Over all the 4th went fairly well, but mostly because I just let Sweetie do what ever she wanted to do, just to keep the peace. The nonsense questions and chatter has really become nonstop. Most of it about shopping. She is obsessed with asking for us to purchase her things. It is the only thing she will talk about. And I am serious about it being the only thing. My uncle came from NY and she asked before he got here if she could ask him to take her shopping. I begged her not to ask him for anything and then she badgered him for 2 days asking for money. She asked me today to take her shopping with the money he gave her and I told her that I didn't agree with how she got the money, so I would not support her in spending it. Her response was "what the heck am I suppose to do with it?". I just responded "I don't know". I feel so mean being like that, but I can't condone it either. It is not like she doesn't already have us buying her things often. The picture above is of the new bedding she just got this week, In addition to new shoes and accessories. She is like a typical teen with her always wanting things and is already looking at the next purchase before the first is even cashed out.  Her sense of entitlement is insane. She believes and vocalizes that she should have better things than me, that she deserves it. I laugh at her when she says stuff like that and say ok, but it is scary to me. I fear for her as an adult, looking to fill the hole in her heart with items will lead nowhere. I am trying my best to show her real love and God's love is the only things that can fill that void. I try to show her how giving to others is more fulfilling than purchasing material things. This is hard for any early teen to comprehend, let alone one who has suffered as she has. I want to give her everything she wants, but I can't because it will only fuel the sickness. I am working on fulfilling her needs. The needs she can not even see. 

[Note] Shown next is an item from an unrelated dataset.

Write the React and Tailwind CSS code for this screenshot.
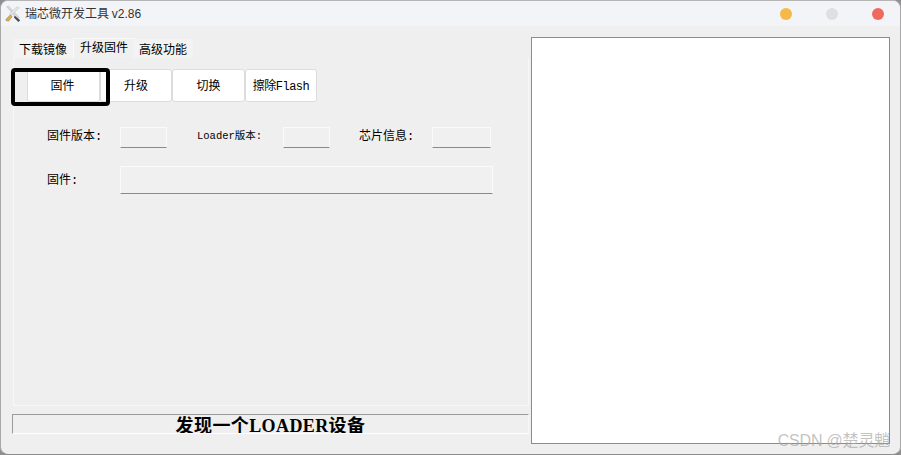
import { useState } from 'react';

const cjk = 'font-["Liberation_Mono","Noto_Sans_CJK_SC",monospace]';

const Field = ({ className }) => (
  <div className={`border border-[#fafafa] border-b-[#8a8a8a] bg-[#f0f0f0] ${className}`} />
);

const ToolIcon = () => (
  <svg width="18" height="18" viewBox="0 0 20 20" className="shrink-0">
    <path d="M3 2 L5 1 L17 14 L15 16 Z" fill="#d5d8dc" stroke="#b0b5ba" strokeWidth="0.5" />
    <path d="M14 2 L17 3 L8 12 L6 10 Z" fill="#e2e2e2" stroke="#bcbcbc" strokeWidth="0.5" />
    <path d="M7 11 L9 13 L5 18 L2 17 L3 15 Z" fill="#e0b13c" stroke="#6a6a6a" strokeWidth="0.5" />
    <path d="M12 12 L18 17 L16 19 L11 14 Z" fill="#4a4a4a" />
  </svg>
);

const Tab = ({ label, active, onClick, className = '' }) => (
  <button
    onClick={onClick}
    className={`text-[12px] leading-none text-black font-["Noto_Sans_CJK_SC",sans-serif] ${
      active
        ? 'h-[20px] w-[62px] pb-[3px] bg-[#f0f0f0] border border-b-0 border-[#f9f9f9]'
        : 'h-[19px] w-[60px] mt-[1px] pt-[1px] bg-[#f3f3f3]'
    } ${className}`}
  >
    {label}
  </button>
);

const ActionButton = ({ label, className = 'w-[73px]' }) => (
  <button className={`h-[33px] pt-[2px] rounded-[3px] border border-[#dcdcdc] bg-white text-[12px] text-black ${cjk} ${className}`}>
    {label}
  </button>
);

export default function App() {
  const [tab, setTab] = useState(1);

  return (
    <div className="w-[901px] h-[455px] overflow-hidden bg-[#8f8f8f]">
      <div className="relative w-full h-full flex flex-col rounded-[8px] border border-t-[#b5b5b5] border-x-[#a8a8a8] border-b-[#8c8c8c] bg-[#efefef] overflow-hidden">
        {/* Title bar */}
        <div className="h-[25px] shrink-0 flex items-center bg-[#f3f4f8] pl-[3px]">
          <ToolIcon />
          <span className='ml-[3px] -mt-[1px] text-[12px] text-[#333] font-["Noto_Sans_CJK_SC",sans-serif]'>
            瑞芯微开发工具 <span className='font-["Liberation_Sans",sans-serif]'>v2.86</span>
          </span>
          <div className="ml-auto flex items-center gap-[34px] pr-[16px]">
            <span className="w-[12px] h-[12px] rounded-full bg-[#f5b94a]" />
            <span className="w-[12px] h-[12px] rounded-full bg-[#dfdfdf]" />
            <span className="w-[12px] h-[12px] rounded-full bg-[#ee6a5f]" />
          </div>
        </div>

        {/* Body */}
        <div className="flex-1 flex pt-[11px] pl-[11px] pr-[10px] pb-[10px] gap-[2px] min-h-0">
          <div className="w-[517px] shrink-0 flex flex-col">
            <div className="flex pl-[1px] h-[20px] mt-[1px]">
              <Tab label="下载镜像" active={tab === 0} onClick={() => setTab(0)} />
              <Tab label="升级固件" active={tab === 1} onClick={() => setTab(1)} />
              <Tab label="高级功能" active={tab === 2} onClick={() => setTab(2)} className="-ml-[2px]" />
            </div>

            <div className="relative h-[348px] ml-[1px] border border-t-0 border-[#f7f7f7]">
              <div className="flex pl-[13px] pt-[11px]">
                <ActionButton label="固件" className="w-[73px] pr-[2px]" />
                <ActionButton label="升级" className="w-[72px]" />
                <ActionButton label="切换" />
                <ActionButton label="擦除Flash" className="w-[72px] text-[11px] tracking-[-0.5px]" />
              </div>
              {/* focus ring on the first button */}
              <div className="absolute left-[-3px] top-[10px] w-[99px] h-[38px] rounded-[4px] border-[4px] border-black" />

              <div className={`flex items-center mt-[25px] pl-[33px] text-[12px] text-black ${cjk}`}>
                <span className="w-[73px] -mt-[2px]">固件版本:</span>
                <Field className="w-[47px] h-[21px]" />
                <span className="ml-[30px] w-[86px] -mt-[2px] text-[10.5px]">Loader版本:</span>
                <Field className="w-[47px] h-[21px]" />
                <span className="ml-[29px] w-[73px] -mt-[2px]">芯片信息:</span>
                <Field className="w-[59px] h-[21px]" />
              </div>
              <div className={`flex items-center mt-[18px] pl-[33px] text-[12px] text-black ${cjk}`}>
                <span className="w-[73px] mt-[2px]">固件:</span>
                <Field className="w-[373px] h-[28px]" />
              </div>
            </div>

            <div className='h-[20px] mt-[8px] border-t border-x border-t-[#9a9a9a] border-l-[#9a9a9a] border-r-[#f7f7f7] border-b border-b-white overflow-hidden text-center text-[18px] tracking-[0.4px] leading-[22px] font-bold text-black font-["Liberation_Serif","Noto_Sans_CJK_SC",serif]'>
              发现一个LOADER设备
            </div>
          </div>

          {/* Log panel */}
          <div className="relative flex-1 bg-white border border-[#8a8a9a]" />
        </div>

        <span className='absolute right-[10px] bottom-[2px] text-[16px] leading-[22px] tracking-[-0.2px] text-[#a8a8a8]/70 font-["Liberation_Sans","Noto_Sans_CJK_SC",sans-serif]'>
          CSDN @楚灵魈
        </span>
      </div>
    </div>
  );
}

I am trying to create memories with her. Usually as things are happening she appears very unhappy, usually complaining. But later when telling someone else about them she brags how awesome it was. I guess it is good that her memories of these events are good even if she is not experiencing joy in the moments. Uncle Bill took us to a very nice restaurant.  Sweetie was able to get all dressed up, which she loved! She really enjoys wearing semi formal dresses. She beams when she does, you can see that she feels beautiful. I love that about her. Overall she did well there. We still have to work on her manners still, but she tried hard. I think this was a good experience for her to see what Cris and I are talking about, when we discuss using utensils. I have to remind myself this is the kid who was eating with her hands a few months ago. So, I give her credit for attempting to use her knife.  I am grateful for these small victories! 
On the baby front: 
I received an email from the baby's social worker that the foster family love him and want to peruse adopting him. That they will do what ever they have to in order to adopt him. All along I have said this was God's decision. I have had the paperwork ready to submit for our home study for over a month now, but I just couldn't submit it. I don't know why, it just didn't feel right. Once I heard that the foster family loved him and would do anything for him, I knew what we had to do. But I thought convincing my husband would be harder. He was in love with the idea of bringing the baby home. I had not seen him that hopeful since baby Leah was here. I have to admit it was nice to see him smile when talking about the baby. But thinking of baby Leah brought me back to the complete heartbreak I felt when we lost her. A pain, I can still feel in my chest to this day. The day we lost her, I feel as if I piece of my heart was removed. There is no way I could intentionally inflict that kind of misery on anyone. I prayed for God to help me make the right choice. The selfish part of me felt that this could be our only chance to have a baby. With Sweetie, no one would approve us to bring another baby into the home, but they would a relative. If we wait until she is out of the house we will be in our kid 40's and that would be more difficult with a baby. But I kept coming back to that ache of losing Leah. I know this is normally something about me that drives my husband crazy. I am always putting everyone else above myself. But this time amazingly he agreed. There was no argument. We agreed as long as the bay would be safe and loved that we would be happy for him. We shared this news with the babies social worker and asked her to ask the foster family if they would mind contact. I received her email and sent her the first message. I had no idea what to expect. Mostly I was thinking I would not get any response. But I did get a response and it melted my heart. This baby is what this family has been praying for. We became friends on Facebook and I could go back and see post that were just like the ones I had written about Leah. I know now that we have made the right choice. I feel happy that he is where he belongs, he is with his family. And in a way, our family has grown again. So, I have found that anything is possible, anything can be.